- Directed by: Norman Taurog
- Screenplay by: Liam O'Brien
- Story by: Paul Hervey Fox
- Produced by: Irving Asher
- Starring: Rosemary Clooney Anna Maria Alberghetti Lauritz Melchior
- Cinematography: Lionel Lindon
- Edited by: Arthur P. Schmidt
- Music by: Victor Young (uncredited)
- Distributed by: Paramount Pictures
- Release date: March 11, 1953;
- Running time: 99 minutes
- Country: United States
- Language: English

= The Stars Are Singing =

1953 film by Norman Taurog

The Stars Are Singing is a 1953 Paramount Pictures musical directed by Norman Taurog and starring Rosemary Clooney, Anna Maria Alberghetti, and Lauritz Melchior.

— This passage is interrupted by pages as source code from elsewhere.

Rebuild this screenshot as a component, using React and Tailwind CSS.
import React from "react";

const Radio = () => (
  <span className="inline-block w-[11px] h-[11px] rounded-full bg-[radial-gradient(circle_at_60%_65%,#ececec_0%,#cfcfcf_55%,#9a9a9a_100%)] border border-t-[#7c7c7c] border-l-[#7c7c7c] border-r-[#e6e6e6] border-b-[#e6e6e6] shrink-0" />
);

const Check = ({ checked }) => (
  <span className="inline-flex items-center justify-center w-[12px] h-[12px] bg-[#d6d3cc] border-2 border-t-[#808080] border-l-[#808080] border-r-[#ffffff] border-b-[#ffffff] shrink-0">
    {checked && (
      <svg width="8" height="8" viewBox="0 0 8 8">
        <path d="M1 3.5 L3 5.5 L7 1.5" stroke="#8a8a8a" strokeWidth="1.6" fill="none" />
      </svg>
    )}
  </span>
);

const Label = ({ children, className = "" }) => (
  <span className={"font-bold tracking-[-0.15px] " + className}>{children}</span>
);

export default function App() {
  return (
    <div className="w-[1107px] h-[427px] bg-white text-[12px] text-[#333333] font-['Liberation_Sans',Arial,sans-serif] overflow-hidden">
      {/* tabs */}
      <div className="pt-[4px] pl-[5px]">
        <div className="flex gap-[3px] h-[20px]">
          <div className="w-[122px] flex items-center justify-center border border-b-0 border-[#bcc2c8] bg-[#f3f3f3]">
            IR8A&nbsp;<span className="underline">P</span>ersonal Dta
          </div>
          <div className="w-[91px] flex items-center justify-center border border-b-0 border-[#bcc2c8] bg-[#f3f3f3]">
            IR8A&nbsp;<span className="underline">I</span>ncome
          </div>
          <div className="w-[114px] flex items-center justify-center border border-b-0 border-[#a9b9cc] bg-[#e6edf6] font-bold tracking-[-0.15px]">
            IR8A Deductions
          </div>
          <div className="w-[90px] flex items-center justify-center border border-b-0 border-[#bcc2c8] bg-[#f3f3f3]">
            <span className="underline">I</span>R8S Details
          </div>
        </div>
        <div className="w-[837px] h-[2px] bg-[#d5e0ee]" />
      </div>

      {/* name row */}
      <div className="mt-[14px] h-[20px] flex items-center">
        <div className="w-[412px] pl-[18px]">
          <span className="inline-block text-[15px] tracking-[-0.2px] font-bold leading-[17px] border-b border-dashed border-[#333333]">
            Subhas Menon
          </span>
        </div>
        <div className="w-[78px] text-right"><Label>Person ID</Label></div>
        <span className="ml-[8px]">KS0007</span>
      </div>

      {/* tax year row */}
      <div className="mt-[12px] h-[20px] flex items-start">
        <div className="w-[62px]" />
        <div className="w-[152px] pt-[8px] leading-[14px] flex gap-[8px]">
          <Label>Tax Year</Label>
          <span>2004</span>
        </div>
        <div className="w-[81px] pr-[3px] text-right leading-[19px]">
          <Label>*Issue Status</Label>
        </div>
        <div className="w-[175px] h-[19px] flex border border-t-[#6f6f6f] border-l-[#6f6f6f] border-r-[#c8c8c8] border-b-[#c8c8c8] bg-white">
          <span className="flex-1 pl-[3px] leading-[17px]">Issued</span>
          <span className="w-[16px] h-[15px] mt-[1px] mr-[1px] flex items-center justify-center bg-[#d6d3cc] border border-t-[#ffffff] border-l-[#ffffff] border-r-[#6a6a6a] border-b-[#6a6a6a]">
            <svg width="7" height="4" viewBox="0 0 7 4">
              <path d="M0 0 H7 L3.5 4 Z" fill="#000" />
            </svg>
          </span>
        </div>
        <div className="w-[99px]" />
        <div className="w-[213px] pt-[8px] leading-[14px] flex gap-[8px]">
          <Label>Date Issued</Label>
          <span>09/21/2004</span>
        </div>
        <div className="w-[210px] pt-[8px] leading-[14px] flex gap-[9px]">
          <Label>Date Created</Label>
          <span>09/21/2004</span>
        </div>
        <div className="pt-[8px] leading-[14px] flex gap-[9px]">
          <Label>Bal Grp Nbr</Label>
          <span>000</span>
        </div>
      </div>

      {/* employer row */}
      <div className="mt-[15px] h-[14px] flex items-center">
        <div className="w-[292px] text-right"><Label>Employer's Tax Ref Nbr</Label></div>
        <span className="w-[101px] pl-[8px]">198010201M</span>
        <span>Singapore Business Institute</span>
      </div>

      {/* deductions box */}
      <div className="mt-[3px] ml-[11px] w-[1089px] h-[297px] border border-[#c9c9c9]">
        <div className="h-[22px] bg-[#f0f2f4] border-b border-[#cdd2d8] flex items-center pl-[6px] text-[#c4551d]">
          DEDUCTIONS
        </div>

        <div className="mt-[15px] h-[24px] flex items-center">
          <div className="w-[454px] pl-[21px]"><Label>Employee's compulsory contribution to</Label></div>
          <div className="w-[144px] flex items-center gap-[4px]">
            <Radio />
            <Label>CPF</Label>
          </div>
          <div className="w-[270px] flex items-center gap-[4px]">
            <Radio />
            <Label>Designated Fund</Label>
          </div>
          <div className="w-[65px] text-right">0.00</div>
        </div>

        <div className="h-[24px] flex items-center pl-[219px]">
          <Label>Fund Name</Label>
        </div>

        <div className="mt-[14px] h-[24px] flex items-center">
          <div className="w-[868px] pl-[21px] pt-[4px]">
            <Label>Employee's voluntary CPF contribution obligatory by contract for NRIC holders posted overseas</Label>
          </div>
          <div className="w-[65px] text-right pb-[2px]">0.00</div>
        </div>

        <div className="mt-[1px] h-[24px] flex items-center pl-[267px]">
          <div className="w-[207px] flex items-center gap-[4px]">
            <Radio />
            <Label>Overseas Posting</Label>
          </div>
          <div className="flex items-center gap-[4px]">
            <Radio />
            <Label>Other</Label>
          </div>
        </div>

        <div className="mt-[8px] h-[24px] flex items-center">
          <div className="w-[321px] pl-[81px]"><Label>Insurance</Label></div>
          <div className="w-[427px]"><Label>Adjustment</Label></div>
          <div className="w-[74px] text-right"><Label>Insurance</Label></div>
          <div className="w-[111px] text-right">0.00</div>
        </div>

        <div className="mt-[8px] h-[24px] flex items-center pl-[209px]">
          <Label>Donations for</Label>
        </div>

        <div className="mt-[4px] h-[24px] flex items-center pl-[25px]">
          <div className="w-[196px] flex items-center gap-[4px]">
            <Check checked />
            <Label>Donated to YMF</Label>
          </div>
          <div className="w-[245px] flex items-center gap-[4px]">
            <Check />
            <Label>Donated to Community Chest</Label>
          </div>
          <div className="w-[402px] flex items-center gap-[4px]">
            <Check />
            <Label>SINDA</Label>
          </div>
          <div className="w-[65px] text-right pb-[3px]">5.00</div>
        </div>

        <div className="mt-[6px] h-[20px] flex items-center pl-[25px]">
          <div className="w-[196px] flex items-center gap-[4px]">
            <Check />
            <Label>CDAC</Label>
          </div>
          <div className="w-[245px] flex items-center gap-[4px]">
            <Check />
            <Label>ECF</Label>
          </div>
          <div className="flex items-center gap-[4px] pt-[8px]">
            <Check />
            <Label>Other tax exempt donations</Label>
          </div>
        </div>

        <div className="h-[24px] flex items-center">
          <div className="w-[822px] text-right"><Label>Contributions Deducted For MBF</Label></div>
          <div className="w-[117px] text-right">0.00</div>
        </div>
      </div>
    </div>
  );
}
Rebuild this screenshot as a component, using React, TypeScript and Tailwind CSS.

Clooney performs her hit song "Come On-a My House" and Danish tenor Lauritz Melchior sings "Vesti la giubba" from Leoncavallo's opera Pagliacci in this Technicolor production.

==Plot==
A 15-year-old Polish girl attempts to enter the U.S. illegally, setting off a major search by immigration officials. She is befriended by a struggling group of New York performers, who try to get approval for her to remain in the country.

==Cast==
- Rosemary Clooney as Terry Brennan
- Anna Maria Alberghetti as Katri Walenska
- Lauritz Melchior as Jan Poldi
- Bob Williams as Homer Tirdell
- Tom Morton as Buddy Fraser
- Fred Clark as McDougall
- John Archer as Dave Parish
- Mikhail Rasumny as Ladowski
- Lloyd Corrigan as Miller
- Don Wilson as Radio Announcer
- Otto Waldis as Ship's Captain Goslak
- Henry Guttman as Ship's Mate
- Paul E. Burns as Henryk
- Freeman Lusk as Conway

== Production ==
The film cost $1,264,337 and earned an estimated $1.6 million at the North American box office in 1953.

== Release ==
The film's world premier was in Clooney's home town, Maysville, Kentucky, at the Russell Theatre.